45 MINUTI DI MASSAGGIO CARDIACO PER SALVARE LA VITA DI ALICE
Sul posto, subito dopo l'atroce delitto, l'agente Andrea Genovese dell'Upg.
“Sono giunto sul posto, la mia era la prima pattuglia, ho visto subito il sangue e attorno alcune persone attirate dalle urla. Appena arrivati col capo pattuglia Salvatore Garofalo ho cercato di capire dove fosse l'autore del gesto. Noi abbiamo identificato i testimoni, abbiamo svolto le operazioni di rito, poi la Scientifica ha effettuato i rilievi. Una donna e un uomo stavano effettuando il massaggio cardiaco.
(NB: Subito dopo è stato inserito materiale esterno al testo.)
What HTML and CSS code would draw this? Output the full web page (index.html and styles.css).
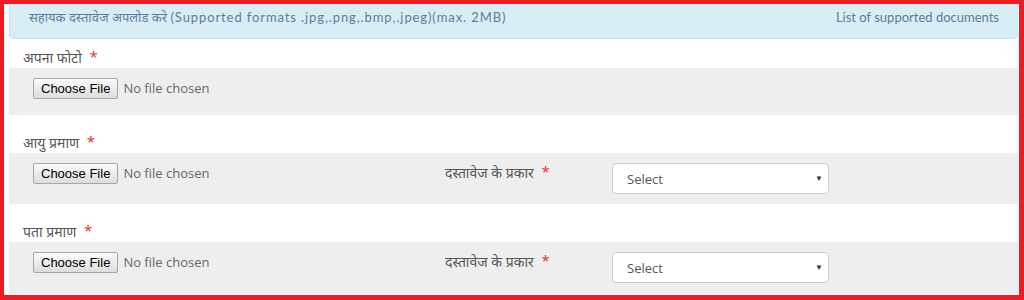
FILE: index.html
```html
<!DOCTYPE html>
<html>

<head>
  <meta charset="UTF-8">
  <title>दस्तावेज अपलोड</title>
  <link rel="stylesheet" href="styles.css">
</head>

<body>
  <div class="frame">
    <div class="uploadInfo">
      <span class="infoText">सहायक दस्तावेज अपलोड करे <span class="formats">(Supported formats .jpg,.png,.bmp,.jpeg)(max. 2MB)</span></span>
      <a class="docList">List of supported documents</a>
    </div>

    <div class="docGroup first">
      <div class="docLabel">अपना फोटो <span class="required">*</span></div>
      <div class="docRow">
        <div class="fileCol">
          <label class="fileInput"><span class="fileBtn">Choose File</span><span class="fileName">No file chosen</span></label>
        </div>
      </div>
    </div>

    <div class="docGroup">
      <div class="docLabel">आयु प्रमाण <span class="required">*</span></div>
      <div class="docRow">
        <div class="fileCol">
          <label class="fileInput"><span class="fileBtn">Choose File</span><span class="fileName">No file chosen</span></label>
        </div>
        <div class="typeLabel">दस्तावेज के प्रकार <span class="required">*</span></div>
        <div class="selectWrap">
          <select class="docType">
            <option>Select</option>
          </select>
          <span class="caret">▼</span>
        </div>
      </div>
    </div>

    <div class="docGroup">
      <div class="docLabel">पता प्रमाण <span class="required">*</span></div>
      <div class="docRow">
        <div class="fileCol">
          <label class="fileInput"><span class="fileBtn">Choose File</span><span class="fileName">No file chosen</span></label>
        </div>
        <div class="typeLabel">दस्तावेज के प्रकार <span class="required">*</span></div>
        <div class="selectWrap">
          <select class="docType">
            <option>Select</option>
          </select>
          <span class="caret">▼</span>
        </div>
      </div>
    </div>
  </div>
</body>

</html>
```

FILE: styles.css
```css
html,
body {
  margin: 0;
  padding: 0;
}

body {
  width: 1024px;
  height: 300px;
  overflow: hidden;
  background-color: #fff;
  font-family: "Open Sans", "Noto Sans", "Noto Sans Devanagari", "Lohit Devanagari", sans-serif;
  color: #555;
}

.frame {
  box-sizing: border-box;
  width: 1024px;
  height: 300px;
  overflow: hidden;
  border: solid #ed1c24;
  border-width: 4px 5px 5px 4px;
  padding: 0 1px 0 5px;
  background-color: #fff;
}

.uploadInfo {
  display: flex;
  justify-content: space-between;
  height: 20px;
  margin-top: -10px;
  padding: 12px 18px 11px 19px;
  line-height: 20px;
  font-size: 13px;
  color: #5d7d97;
  background-color: #d9edf7;
  border: 1px solid #bce8f1;
  border-radius: 4px;
}

.formats,
.docList {
  font-family: "Lato", "Liberation Sans", sans-serif;
}

.formats {
  letter-spacing: 0.9px;
}

.docLabel {
  height: 20px;
  margin-top: 18px;
  padding-left: 14px;
  line-height: 20px;
  font-size: 14px;
}

.docGroup.first .docLabel {
  margin-top: 9px;
}

.required {
  margin-left: 4px;
  color: #ec2a2a;
  font-size: 15px;
  line-height: 1;
  vertical-align: top;
  position: relative;
  top: 1px;
}

.docRow {
  display: grid;
  grid-template-columns: 412px 167px 217px;
  min-height: 27px;
  padding: 10px 0 10px 24px;
  background-color: #eee;
}

.fileInput {
  display: flex;
  align-items: center;
  height: 21px;
}

.fileBtn {
  box-sizing: border-box;
  height: 21px;
  padding: 0 7px;
  line-height: 19px;
  font-family: "Liberation Sans", Arial, sans-serif;
  font-size: 13px;
  color: #000;
  background: linear-gradient(#fbfbfb, #dddddd);
  border: 1px solid #a6a6a6;
  border-radius: 2px;
}

.fileName {
  margin-left: 5px;
  line-height: 21px;
  font-size: 13px;
  color: #666;
}

.typeLabel {
  height: 20px;
  line-height: 20px;
  font-size: 14px;
}

.selectWrap {
  position: relative;
  height: 31px;
}

.docType {
  box-sizing: border-box;
  display: block;
  width: 217px;
  height: 31px;
  padding: 0 14px;
  -webkit-appearance: none;
  appearance: none;
  font-family: "Open Sans", sans-serif;
  font-size: 13px;
  color: #555;
  background-color: #fff;
  border: 1px solid #ccc;
  border-radius: 4px;
}

.caret {
  position: absolute;
  right: 6px;
  top: 9px;
  font-size: 8px;
  color: #333;
}
```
Mi sono avvicinato, c'era la donna esanime sull'asfalto priva di sensi, ricordo una grande traccia di sangue sotto la schiena, il viso era verso l'alto, poi dopo 45 minuti di massaggio cardiaco è stato constatato il decesso".
Ispettore Massimo Fallone pg
"Mi trovavo in questura per altri accertamenti. Dalla centrale operativa è arrivata la nota radio su una donna esanime accoltellata in via Fabrizi. Nel contempo ho ricevuto altri elementi sull'aggressore e mi è stato detto che era una parente. A quel punto mi sono recato sul posto in via Fabrizi e nel frattempo ho saputo che la Volante aveva fermato Scagni. C'erano gli operatori del 118, i testimoni e il mio coordinatore, l'ispettore Martusciello. C'erano le informazioni dei testimoni da raccogliere".
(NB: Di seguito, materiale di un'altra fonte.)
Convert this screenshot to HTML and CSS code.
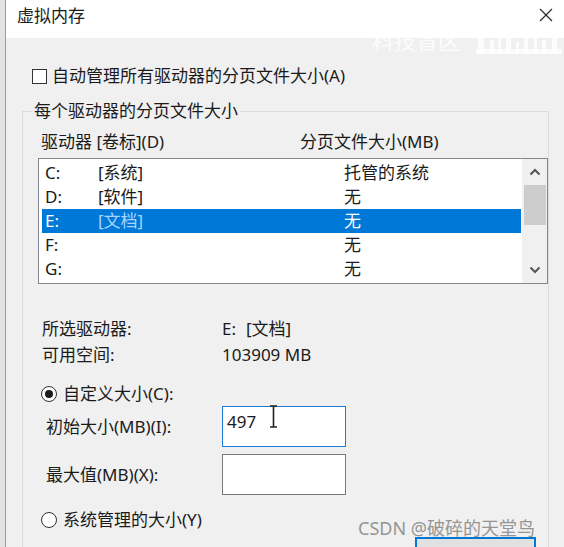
FILE: index.html
```html
<!DOCTYPE html>
<html lang="zh-CN">
<head>
<meta charset="utf-8">
<title>虚拟内存</title>
<link rel="stylesheet" href="styles.css">
</head>
<body>
<div class="window">
  <div class="edge"></div>
  <div class="dialog">
    <div class="titlebar">
      <span class="title">虚拟内存</span>
      <svg class="close" width="14" height="14" viewBox="0 0 14 14"><path d="M1 1 L13 13 M13 1 L1 13" stroke="#2b2b2b" stroke-width="1.2" fill="none"/></svg>
    </div>
    <div class="content">
      <div class="check-row"><span class="checkbox"></span><span>自动管理所有驱动器的分页文件大小(A)</span></div>
      <fieldset class="group">
        <legend>每个驱动器的分页文件大小</legend>
        <div class="list-head"><span class="head-drive">驱动器 [卷标](D)</span><span>分页文件大小(MB)</span></div>
        <div class="listbox">
          <div class="rows">
            <div class="row"><span class="c-letter">C:</span><span class="c-label">[系统]</span><span>托管的系统</span></div>
            <div class="row"><span class="c-letter">D:</span><span class="c-label">[软件]</span><span>无</span></div>
            <div class="row selected"><span class="c-letter">E:</span><span class="c-label">[文档]</span><span>无</span></div>
            <div class="row"><span class="c-letter">F:</span><span class="c-label"></span><span>无</span></div>
            <div class="row"><span class="c-letter">G:</span><span class="c-label"></span><span>无</span></div>
          </div>
          <div class="scrollbar">
            <div class="arrow"><svg width="12" height="8" viewBox="0 0 12 8"><path d="M1.5 6.5 L6 2 L10.5 6.5" stroke="#555" stroke-width="2" fill="none"/></svg></div>
            <div class="thumb"></div>
            <div class="track"></div>
            <div class="arrow"><svg width="12" height="8" viewBox="0 0 12 8"><path d="M1.5 1.5 L6 6 L10.5 1.5" stroke="#555" stroke-width="2" fill="none"/></svg></div>
          </div>
        </div>
        <div class="info">
          <div class="info-row"><span class="info-label">所选驱动器:</span><span>E:</span><span class="info-vol">[文档]</span></div>
          <div class="info-row"><span class="info-label">可用空间:</span><span>103909 MB</span></div>
        </div>
        <div class="radio-row custom"><span class="radio checked"></span><span>自定义大小(C):</span></div>
        <div class="field-row first">
          <span class="field-label">初始大小(MB)(I):</span>
          <div class="input focused">497<svg class="ibeam" width="9" height="23" viewBox="0 0 9 23"><path d="M1 1 H8 M1 22 H8 M4.5 1 V22" stroke="#222" stroke-width="1.6" fill="none"/></svg></div>
        </div>
        <div class="field-row second">
          <span class="field-label">最大值(MB)(X):</span>
          <div class="input"></div>
        </div>
        <div class="radio-row system"><span class="radio"></span><span>系统管理的大小(Y)</span></div>
        <div class="last-row">
          <div class="radio-row none"><span class="radio"></span><span>无分页文件(N)</span></div>
          <button class="set-btn">设置(S)</button>
        </div>
      </fieldset>
    </div>
  </div>
  <div class="wm-brand">
    <span>科技盲区</span>
    <svg width="86" height="34" viewBox="0 0 86 34"><g fill="#ffffff" fill-opacity="0.8"><rect x="2" y="2" width="6" height="32"/><rect x="14" y="20" width="4" height="14"/><rect x="22" y="16" width="3" height="18"/><rect x="30" y="8" width="5" height="26"/><rect x="40" y="22" width="3" height="12"/><rect x="48" y="18" width="4" height="16"/><rect x="58" y="14" width="3" height="20"/><rect x="66" y="20" width="4" height="14"/><rect x="76" y="6" width="5" height="28"/><rect x="0" y="29" width="86" height="5"/></g></svg>
  </div>
  <div class="wm-csdn">CSDN @破碎的天堂鸟</div>
</div>
</body>
</html>
```

FILE: styles.css
```css
html, body {
  margin: 0;
  padding: 0;
}
body {
  width: 564px;
  height: 547px;
  overflow: hidden;
  background: #f0f0f0;
  font-family: "Noto Sans", "Noto Sans CJK SC", sans-serif;
  font-size: 17px;
  line-height: 22px;
  color: #1b1b1b;
}
.window {
  position: relative;
  display: flex;
  height: 547px;
  overflow: hidden;
}
.edge {
  width: 5px;
  flex: none;
  background: #e3e3e3;
  border-right: 1px solid #9a9a9a;
}
.dialog {
  flex: 1;
  display: flex;
  flex-direction: column;
}
.titlebar {
  flex: none;
  height: 38px;
  background: #ffffff;
  display: flex;
  justify-content: space-between;
  align-items: flex-start;
  padding: 5px 14px 0 11px;
  box-sizing: border-box;
}
.title {
  font-size: 17px;
  line-height: 22px;
}
.close {
  margin-top: 3px;
}
.content {
  flex: none;
  padding: 0 18px 0 16px;
}
.check-row {
  margin-top: 27px;
  padding-left: 10px;
  display: flex;
  align-items: center;
  gap: 5px;
  height: 22px;
}
.checkbox {
  width: 15px;
  height: 15px;
  box-sizing: border-box;
  border: 1px solid #333;
  background: #fff;
}
.group {
  margin: 13px 0 0 0;
  padding: 0 0 20px 15px;
  border: 1px solid #dcdcdc;
  min-width: 0;
}
.group legend {
  margin-left: -6px;
  padding: 0 2px;
  line-height: 22px;
}
.list-head {
  margin-top: 9px;
  display: flex;
  height: 22px;
}
.head-drive {
  width: 259px;
  padding-left: 3px;
}
.listbox {
  margin-top: 5px;
  width: 510px;
  height: 126px;
  box-sizing: border-box;
  border: 1px solid #828790;
  background: #fff;
  display: flex;
}
.rows {
  width: 479px;
  padding: 2px 0 0 3px;
}
.row {
  display: flex;
  height: 24px;
  line-height: 24px;
}
.c-letter {
  width: 53px;
  padding-left: 3px;
  box-sizing: border-box;
}
.c-label {
  width: 246px;
  padding-left: 3px;
}
.row.selected {
  background: #0078d7;
  color: #ffffff;
}
.row.selected .c-label {
  color: #a6d6ff;
}
.scrollbar {
  margin-left: 1px;
  width: 25px;
  background: #f0f0f0;
  display: flex;
  flex-direction: column;
}
.arrow {
  height: 26px;
  display: flex;
  align-items: center;
  justify-content: center;
}
.thumb {
  height: 40px;
  margin: 0 1px 0 2px;
  background: #cdcdcd;
}
.track {
  flex: 1;
}
.info {
  margin-top: 32px;
  padding-left: 4px;
}
.info-row {
  display: flex;
  line-height: 26px;
}
.info-label {
  width: 180px;
}
.info-vol {
  margin-left: 10px;
}
.radio-row {
  display: flex;
  align-items: center;
  gap: 6px;
  padding-left: 3px;
  height: 22px;
}
.radio {
  width: 16px;
  height: 16px;
  box-sizing: border-box;
  border: 1px solid #333;
  border-radius: 50%;
  background: #fff;
  display: flex;
  align-items: center;
  justify-content: center;
}
.radio.checked::after {
  content: "";
  width: 8px;
  height: 8px;
  border-radius: 50%;
  background: #1b1b1b;
}
.custom {
  margin-top: 15px;
}
.field-row {
  display: flex;
  align-items: center;
  padding-left: 8px;
}
.field-row.first {
  margin-top: 1px;
}
.field-row.second {
  margin-top: 7px;
}
.field-label {
  width: 176px;
}
.input {
  position: relative;
  width: 124px;
  height: 41px;
  box-sizing: border-box;
  border: 1px solid #7a7a7a;
  background: #fff;
  padding: 4px 0 0 4px;
}
.input.focused {
  border-color: #1a7ad4;
}
.ibeam {
  position: absolute;
  left: 46px;
  top: -2px;
}
.system {
  margin-top: 14px;
}
.last-row {
  margin-top: 6px;
  display: flex;
  align-items: flex-start;
  justify-content: space-between;
  padding-right: 12px;
}
.radio-row.none {
  margin-top: 10px;
}
.set-btn {
  width: 121px;
  height: 40px;
  border: 2px solid #0078d7;
  background: #e1e1e1;
  font: inherit;
  color: #1b1b1b;
  padding: 0;
}
.wm-csdn {
  position: absolute;
  left: 358px;
  top: 516px;
  font-size: 18px;
  line-height: 24px;
  color: #959595;
  white-space: nowrap;
}
.wm-brand {
  position: absolute;
  left: 372px;
  top: 20px;
  display: flex;
  align-items: flex-end;
  gap: 16px;
  color: rgba(255, 255, 255, 0.85);
  font-size: 22px;
  line-height: 30px;
  white-space: nowrap;
  font-family: "Noto Sans CJK SC", sans-serif;
}
```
LA PERQUISIZIONE IN CASA DI ALBERTO SCAGNI
Fallone, una volta entrato in possesso delle chiavi di casa di Alberto Scagni, si è recato, insieme a un collega, nell'abitazione. Questa è la descrizione del ritrovamento.
“C'era la porta chiusa con dello scotch tra i due pomelli, credo perché così poteva capire se qualcuno fosse entrato. Non avendo nessun testimone abbiamo fermato le persone che stavano rientrando e chiesto loro se volevano presenziare. Cercavamo qualcosa di attinente all'arma utilizzata o dei messaggi che poteva aver lasciato Scagni prima di compier il gesto. All'interno della casa c'erano delle scritte sui muri (Hai superato qualunque cosa e sotto la firma Alberto Scagni e poi un'altra parzialmente cancellata di cui si leggevano le parole 'va' e vita', ndr), vestiti, un cumulo di bottiglie di vino e due cassetti rovesciati sul divano. Abbiamo rinvenuto un biglietto con scritto una frase a penna e il fodero di un coltello. Nei cassetti sul divano abbiamo trovato altri due cellulari e un altro coltello con fodero e in cucina un PC portatile con mouse, un proiettile calibro 7.65 e due pezzi di una sostanza che dall'analisi non è risultato fosse stupefacente. Sulla mensola della cucina una cassaforte, nel mazzo c'era la chiave, così l'abbiamo aperta. Dentro c'erano un bilancino e un altro telefono. Poi in camera un altro PC e una memoria esterna”. Un altro sopralluogo lo ha effettuato la Scientifica il giorno dopo.